Schwangere Partnerin kein absoluter Schutz gegen Landesverweisung

Im Urteil 6B_873/2022 vom 1. September 2023 aus dem Kanton Zürich befasste sich das Bundesgericht zum zweiten Mal mit der Landesverweisung eines brasilianischen Staatsangehörigen. Die Vorinstanz, das Obergericht des Kantons Zürich, hatte «knapp» einen Härtefall verneint, die erste Instanz noch «knapp» bejaht. Es nimmt dabei im Detail zu den Kriterien eines Härtefalls und zur EMRK-konformen Auslegung von Art. 66a StGB Stellung. Der Beschwerdeführer hatte im Zeitpunkt des Urteils in der Schweiz eine schwangere Freundin. Diesbezüglich äusserte sich das Bundesgericht wie folgt: ««Bei der Interessenabwägung im Rahmen von Art. 8 Ziff. 2 EMRK ist nach der Rechtsprechung zu berücksichtigen, ob der Ehepartner im Zeitpunkt der Eingehung der familiären Bindung Kenntnis von den Straftaten hatte […]. Der Beschwerdeführer ging die Beziehung zu seiner neuen Freundin nach dem ersten obergerichtlichen Urteil vom 3. Juli 2020 sowie nach dem Urteil des Bundesgerichts vom 26. April 2021 ein […], d.h. zu einem Zeitpunkt, in welchem seine Landesverweisung ernsthaft im Raum stand» (E.1.6.3). Die Bestätigung der Landesverweisung durch das Bundesgericht dürfte auch knapp erfolgt sein, denn es folgert: «Insgesamt kann der Vorinstanz nicht zum Vorwurf gemacht werden, sie habe die Interessen im Rahmen von Art. 66a Abs. 2 StGB falsch gewichtet.» (E.1.6.6).

Sachverhalt

Das Bezirksgericht Bülach sprach den brasilianischen Staatsangehörigen A. (geb. 1998) am 15. Oktober 2019 des Raubes im Sinne von Art. 140 Ziff. 1 Abs. 1 StGB und der Sachbeschädigung im Sinne von Art. 144 Abs. 1 StGB schuldig. Es belegte ihn mit einer bedingten Freiheitsstrafe von sieben Monaten, dies als Zusatzstrafe zum Urteil des Bezirksgerichts Zürich vom 1. Februar 2019. Von einer Landesverweisung sah es ab.

Instanzenzug

Das Obergericht des Kantons Zürich erhöhte auf Berufung der Staatsanwaltschaft die bedingte Zusatzstrafe mit Urteil vom 3. Juli 2020 auf neun Monate. Zudem verwies es A. für fünf Jahre des Landes, wobei es die Ausschreibung der Landesverweisung im Schengener Informationssystem (SIS) anordnete.
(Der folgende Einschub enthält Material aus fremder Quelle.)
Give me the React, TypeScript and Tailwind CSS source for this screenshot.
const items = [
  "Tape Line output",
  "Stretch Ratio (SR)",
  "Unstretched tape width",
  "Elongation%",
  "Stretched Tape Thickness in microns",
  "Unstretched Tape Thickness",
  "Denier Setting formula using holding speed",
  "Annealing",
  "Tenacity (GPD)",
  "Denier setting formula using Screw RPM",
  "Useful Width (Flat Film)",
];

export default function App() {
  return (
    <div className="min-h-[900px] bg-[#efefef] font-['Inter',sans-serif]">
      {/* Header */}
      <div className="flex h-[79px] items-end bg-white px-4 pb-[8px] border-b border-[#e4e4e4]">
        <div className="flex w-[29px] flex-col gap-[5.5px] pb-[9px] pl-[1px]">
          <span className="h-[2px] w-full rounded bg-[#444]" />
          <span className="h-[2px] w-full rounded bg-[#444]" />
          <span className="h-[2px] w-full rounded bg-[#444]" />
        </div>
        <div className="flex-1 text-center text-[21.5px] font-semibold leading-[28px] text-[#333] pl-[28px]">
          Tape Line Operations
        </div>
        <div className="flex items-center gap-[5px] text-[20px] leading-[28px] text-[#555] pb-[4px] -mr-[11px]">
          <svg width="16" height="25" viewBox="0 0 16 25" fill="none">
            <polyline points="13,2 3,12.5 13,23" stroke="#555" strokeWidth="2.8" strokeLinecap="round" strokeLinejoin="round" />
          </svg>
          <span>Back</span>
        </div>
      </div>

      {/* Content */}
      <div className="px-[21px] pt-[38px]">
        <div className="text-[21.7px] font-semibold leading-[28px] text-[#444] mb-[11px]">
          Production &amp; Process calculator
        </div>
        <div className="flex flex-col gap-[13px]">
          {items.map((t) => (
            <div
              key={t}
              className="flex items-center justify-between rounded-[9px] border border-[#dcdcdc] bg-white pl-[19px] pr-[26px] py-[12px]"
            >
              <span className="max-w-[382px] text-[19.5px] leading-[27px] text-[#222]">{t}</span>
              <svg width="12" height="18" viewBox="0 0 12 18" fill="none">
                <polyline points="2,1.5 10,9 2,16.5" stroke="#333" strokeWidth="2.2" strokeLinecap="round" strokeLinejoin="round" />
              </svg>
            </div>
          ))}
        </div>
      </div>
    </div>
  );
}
Das Bundesgericht hiess die von A. gegen die Landesverweisung erhobene Beschwerde mit Urteil 6B_914/2020 vom 26. April 2021 gut und es wies die Sache zur erneuten Prüfung an die Vorinstanz zurück.
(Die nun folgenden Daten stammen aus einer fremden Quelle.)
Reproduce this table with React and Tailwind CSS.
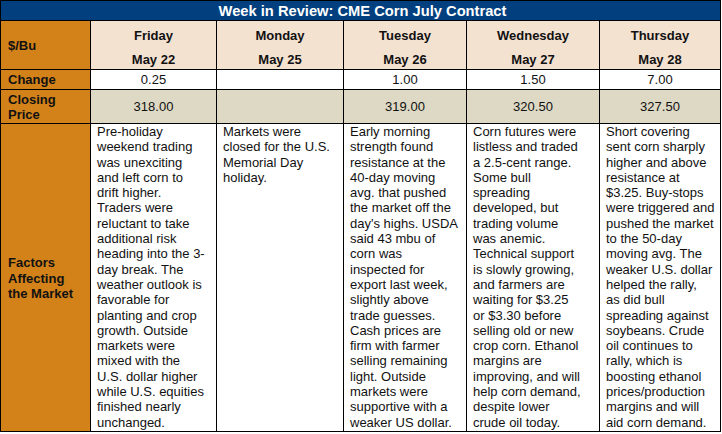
import React from "react";

const days = [
  { d: "Friday", m: "May 22", c: "0.25", p: "318.00", t: ["Pre-holiday", "weekend trading", "was unexciting", "and left corn to", "drift higher.", "Traders were", "reluctant to take", "additional risk", "heading into the 3-", "day break. The", "weather outlook is", "favorable for", "planting and crop", "growth. Outside", "markets were", "mixed with the", "U.S. dollar higher", "while U.S. equities", "finished nearly", "unchanged."] },
  { d: "Monday", m: "May 25", c: "", p: "", t: ["Markets were", "closed for the U.S.", "Memorial Day", "holiday."] },
  { d: "Tuesday", m: "May 26", c: "1.00", p: "319.00", t: ["Early morning", "strength found", "resistance at the", "40-day moving", "avg. that pushed", "the market off the", "day's highs. USDA", "said 43 mbu of", "corn was", "inspected for", "export last week,", "slightly above", "trade guesses.", "Cash prices are", "firm with farmer", "selling remaining", "light. Outside", "markets were", "supportive with a", "weaker US dollar."] },
  { d: "Wednesday", m: "May 27", c: "1.50", p: "320.50", t: ["Corn futures were", "listless and traded", "a 2.5-cent range.", "Some bull", "spreading", "developed, but", "trading volume", "was anemic.", "Technical support", "is slowly growing,", "and farmers are", "waiting for $3.25", "or $3.30 before", "selling old or new", "crop corn. Ethanol", "margins are", "improving, and will", "help corn demand,", "despite lower", "crude oil today."] },
  { d: "Thursday", m: "May 28", c: "7.00", p: "327.50", t: ["Short covering", "sent corn sharply", "higher and above", "resistance at", "$3.25. Buy-stops", "were triggered and", "pushed the market", "to the 50-day", "moving avg. The", "weaker U.S. dollar", "helped the rally,", "as did bull", "spreading against", "soybeans. Crude", "oil continues to", "rally, which is", "boosting ethanol", "prices/production", "margins and will", "aid corn demand."] },
];

export default function App() {
  return (
    <div className="w-[721px] border border-black bg-black font-['Liberation_Sans',Arial,sans-serif] text-[13px] text-[#111]">
      <div className="h-[19px] bg-[#013f7e] text-white font-bold text-[14.7px] leading-[21px] text-center pl-[4px]">
        Week in Review: CME Corn July Contract
      </div>
      <div className="mt-px grid grid-cols-[89px_125px_126px_122px_132px_120px] grid-rows-[48px_19px_33px_307px] gap-px">
        <div className="bg-[#d3821a] font-bold flex items-center pl-[7px] pt-[1px]">$/Bu</div>
        {days.map((x) => (
          <div key={x.d} className="bg-[#f4e2d1] font-bold flex flex-col items-center pt-[3px]">
            <div className="leading-[24px]">{x.d}</div>
            <div className="leading-[24px]">{x.m}</div>
          </div>
        ))}
        <div className="bg-[#d3821a] font-bold flex items-center pl-[7px] leading-[15px]">Change</div>
        {days.map((x) => (
          <div key={x.d} className="bg-white flex items-center justify-center leading-[15px]">{x.c}</div>
        ))}
        <div className="bg-[#d3821a] font-bold flex flex-col justify-center pl-[7px] leading-[15px]">
          <div>Closing</div>
          <div>Price</div>
        </div>
        {days.map((x) => (
          <div key={x.d} className="bg-[#ddd9c4] flex items-center justify-center">{x.p}</div>
        ))}
        <div className="bg-[#d3821a] font-bold flex flex-col justify-center pl-[7px] leading-[15.5px] pt-[2px]">
          <div>Factors</div>
          <div>Affecting</div>
          <div>the Market</div>
        </div>
        {days.map((x) => (
          <div key={x.d} className="bg-white pl-[6px] leading-[15.3px] whitespace-nowrap">
            {x.t.map((l, i) => (
              <div key={i}>{l}</div>
            ))}
          </div>
        ))}
      </div>
    </div>
  );
}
Das Obergericht des Kantons Zürich bestätigte mit Urteil vom 7. Juni 2022 die Landesverweisung von A. Auf eine Ausschreibung derselben im SIS verzichtete es.

Weiterzug ans Bundesgericht

Der A. beantragt mit Beschwerde in Strafsachen, das Urteil vom 7. Juni 2022 sei aufzuheben und es sei von einer Landesverweisung abzusehen.
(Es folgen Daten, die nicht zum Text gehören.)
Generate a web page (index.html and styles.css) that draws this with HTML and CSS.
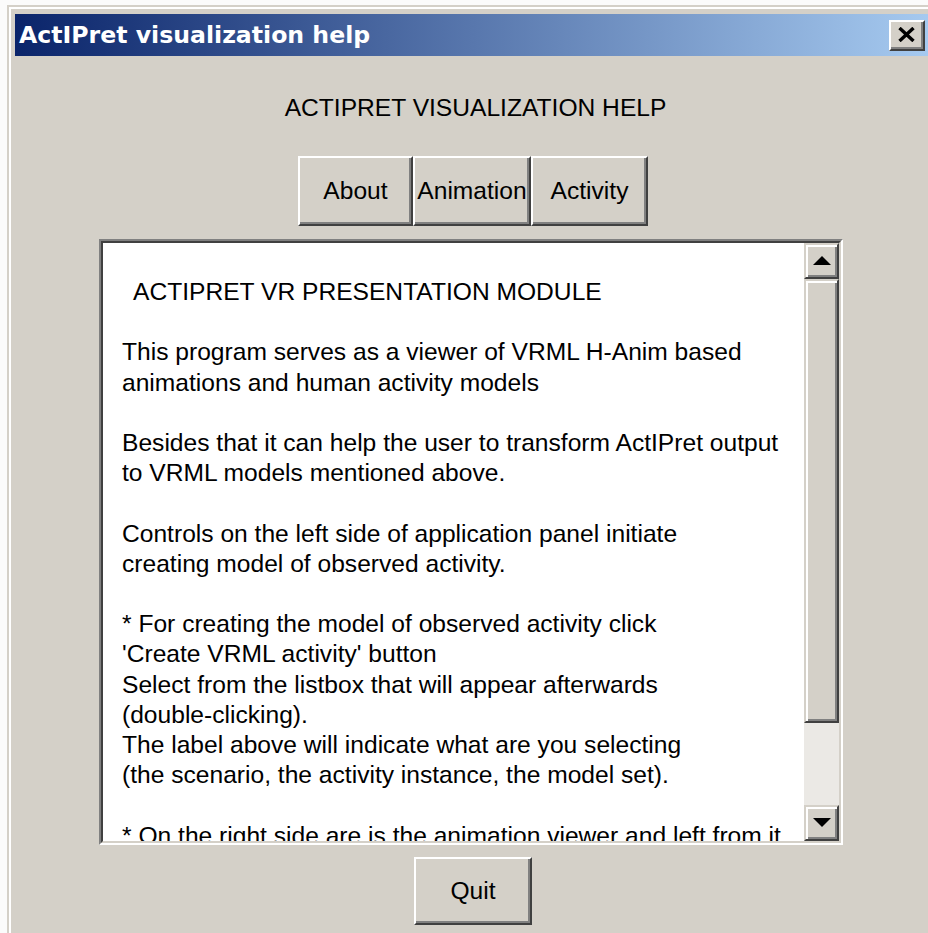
FILE: index.html
```html
<!DOCTYPE html>
<html lang="en">
<head>
<meta charset="utf-8">
<title>ActIPret visualization help</title>
<link rel="stylesheet" href="styles.css">
</head>
<body>
<div class="window">
  <div class="frame">
    <div class="titlebar">
      <span class="title">ActIPret visualization help</span>
      <button class="close" type="button" aria-label="Close">
        <svg width="17" height="15" viewBox="0 0 17 15" aria-hidden="true">
          <path d="M1.5 1 L15.5 14 M15.5 1 L1.5 14" stroke="#000" stroke-width="3.4" fill="none"/>
        </svg>
      </button>
    </div>
    <div class="client">
      <h1 class="heading">ACTIPRET VISUALIZATION HELP</h1>
      <div class="tabs">
        <button class="btn tab tab-about" type="button">About</button>
        <button class="btn tab tab-animation" type="button">Animation</button>
        <button class="btn tab tab-activity" type="button">Activity</button>
      </div>
      <div class="textbox">
        <div class="textbox-inner">
          <div class="text">
            <p class="text-title">ACTIPRET VR PRESENTATION MODULE</p>
            <p>This program serves as a viewer of VRML H-Anim based<br>animations and human activity models</p>
            <p>Besides that it can help the user to transform ActIPret output<br>to VRML models mentioned above.</p>
            <p>Controls on the left side of application panel initiate<br>creating model of observed activity.</p>
            <p>* For creating the model of observed activity click<br>'Create VRML activity' button<br>Select from the listbox that will appear afterwards<br>(double-clicking).<br>The label above will indicate what are you selecting<br>(the scenario, the activity instance, the model set).</p>
            <p>* On the right side are is the animation viewer and left from it</p>
          </div>
          <div class="scrollbar">
            <div class="sb-btn sb-up">
              <svg width="18" height="9" viewBox="0 0 18 9" aria-hidden="true"><polygon points="0,9 9,0 18,9" fill="#000"/></svg>
            </div>
            <div class="sb-thumb"></div>
            <div class="sb-track"></div>
            <div class="sb-btn sb-down">
              <svg width="18" height="9" viewBox="0 0 18 9" aria-hidden="true"><polygon points="0,0 18,0 9,9" fill="#000"/></svg>
            </div>
          </div>
        </div>
      </div>
      <button class="btn quit" type="button">Quit</button>
    </div>
  </div>
</div>
</body>
</html>
```

FILE: styles.css
```css
html, body {
  margin: 0;
  height: 100%;
  overflow: hidden;
  background: #fbfbfb;
}

body {
  font-family: "Liberation Sans", Arial, sans-serif;
  color: #000;
}

/* window frame: outer face line, white highlight, then face padding */
.window {
  margin: 5px 0 0 7px;
  width: 940px;
  border-top: 2px solid #d4d0c8;
  border-left: 2px solid #d4d0c8;
}

.frame {
  border-top: 2px solid #fff;
  border-left: 2px solid #fff;
  padding: 5px 0 0 4px;
  background: #d4d0c8;
  height: 940px;
}

.titlebar {
  width: 916px;
  height: 42px;
  box-sizing: border-box;
  padding: 0 6px 0 4px;
  display: flex;
  align-items: center;
  justify-content: space-between;
  background: linear-gradient(to right, #0a246a, #a6caf0);
}

.title {
  font-family: "DejaVu Sans", Verdana, sans-serif;
  font-weight: bold;
  font-size: 23.6px;
  color: #fff;
}

.close {
  width: 36px;
  height: 31px;
  padding: 0 2px 1px 0;
  margin: 0;
  display: flex;
  align-items: center;
  justify-content: center;
  background: #d4d0c8;
  border: 2px solid;
  border-color: #fff #404040 #404040 #fff;
  box-shadow: inset -2px -2px 0 #808080;
  box-sizing: border-box;
}

.client {
  width: 916px;
  display: flex;
  flex-direction: column;
  align-items: center;
}

.heading {
  margin: 37px 0 0 5px;
  font-weight: normal;
  font-size: 24.6px;
  line-height: 30px;
}

.tabs {
  display: flex;
  margin-top: 33px;
}

.btn {
  font-family: "Liberation Sans", Arial, sans-serif;
  font-size: 24.6px;
  color: #000;
  background: #d4d0c8;
  border: 2px solid;
  border-color: #fff #404040 #404040 #fff;
  box-shadow: inset -2px -2px 0 #808080;
  box-sizing: border-box;
  padding: 0;
  margin: 0;
}

.tab {
  height: 70px;
}

.tab-about { width: 115px; }
.tab-animation { width: 118px; }
.tab-activity { width: 117px; }

/* sunken edit box */
.textbox {
  margin: 13px 4px 0 0;
  width: 744px;
  height: 606px;
  box-sizing: border-box;
  border: 2px solid;
  border-color: #808080 #fff #fff #808080;
}

.textbox-inner {
  height: 100%;
  box-sizing: border-box;
  border: 2px solid;
  border-color: #404040 #d4d0c8 #d4d0c8 #404040;
  background: #fff;
  display: flex;
}

.text {
  flex: 1;
  overflow: hidden;
  padding: 34px 0 0 19px;
  font-size: 24.6px;
  line-height: 30.2px;
  white-space: nowrap;
}

.text p {
  margin: 0 0 30.2px;
}

.text .text-title {
  padding-left: 11px;
}

.scrollbar {
  width: 35px;
  display: flex;
  flex-direction: column;
}

.sb-btn,
.sb-thumb {
  box-sizing: border-box;
  background: #d4d0c8;
  border: 2px solid;
  border-color: #d4d0c8 #404040 #404040 #d4d0c8;
  box-shadow: inset 2px 2px 0 #fff, inset -2px -2px 0 #808080;
}

.sb-btn {
  height: 36px;
  display: flex;
  align-items: center;
  justify-content: center;
}

.sb-up svg { margin-top: -2px; }
.sb-down svg { margin-top: -1px; }

.sb-thumb {
  height: 444px;
}

.sb-track {
  flex: 1;
  background: #ebe9e5;
}

.quit {
  margin-top: 12px;
  width: 118px;
  height: 68px;
}
```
Ausführungen des Bundesgerichts im Urteil 6B_873/2022 vom 1. September 2023

Der Beschwerdeführer rügt vor Bundesgericht u.a., ihm sei ein schwerer persönlicher Härtefall gemäss Art. 66a Abs. 2 StGB zu attestieren, wobei die Interessenabwägung gegen eine Landesverweisung spreche. Er lebe seit seinem achten Lebensjahr und nunmehr 15 Jahren in der Schweiz. Seit einiger Zeit sei er mit einer Partnerin liiert, mit der er nun ein Kind erwarte. Eine Hochzeit sei ebenfalls geplant. Zudem pflege er nun – anders als noch im Zeitpunkt des Entscheids der Vorinstanz vom 3. Juli 2020 – mit seinem Bruder und seiner Mutter wieder eine sehr gute Beziehung. Er sei seit längerer Zeit daran, seine Vergangenheit aufzuarbeiten und zeige sich bezüglich seiner Vorstrafen einsichtig. Die jüngsten Vergehen aus den Jahren 2020 und 2021 seien verglichen mit den weiter in der Vergangenheit liegenden Widerhandlungen als eher minder schwere Kriminalität zu qualifizieren und Ergebnisse unglücklicher Umstände. Mit Unterstützung seiner Beiständin habe er am 1. August 2020 eine Lehre als Gärtner EBA in Angriff nehmen können. Für das erste Lehrjahr sei ihm am 6. Juli 2021 ein vorzügliches Zeugnis ausgestellt worden. […]. Er habe grosse persönliche Fortschritte insbesondere hinsichtlich Berufs- und Sozialkompetenzen gemacht. Entgegen der Vorinstanz sei von einem klaren persönlichen Härtefall auszugehen. Er wäre in Brasilien auf sich alleine gestellt. Ausser seiner Grossmutter, die sich aufgrund ihres Alters nicht um ihn kümmern könne, kenne er in Brasilien niemanden. Die Vorinstanz gehe nach wie vor davon aus, die im Anlassdelikt zum Ausdruck gekommene Gefährdung sei auf die Gegenwart und absehbare Zukunft übertragbar. Dies komme wiederum einer Gleichsetzung des in der Vergangenheit manifestierten Risikos gleich.  (E.1.1)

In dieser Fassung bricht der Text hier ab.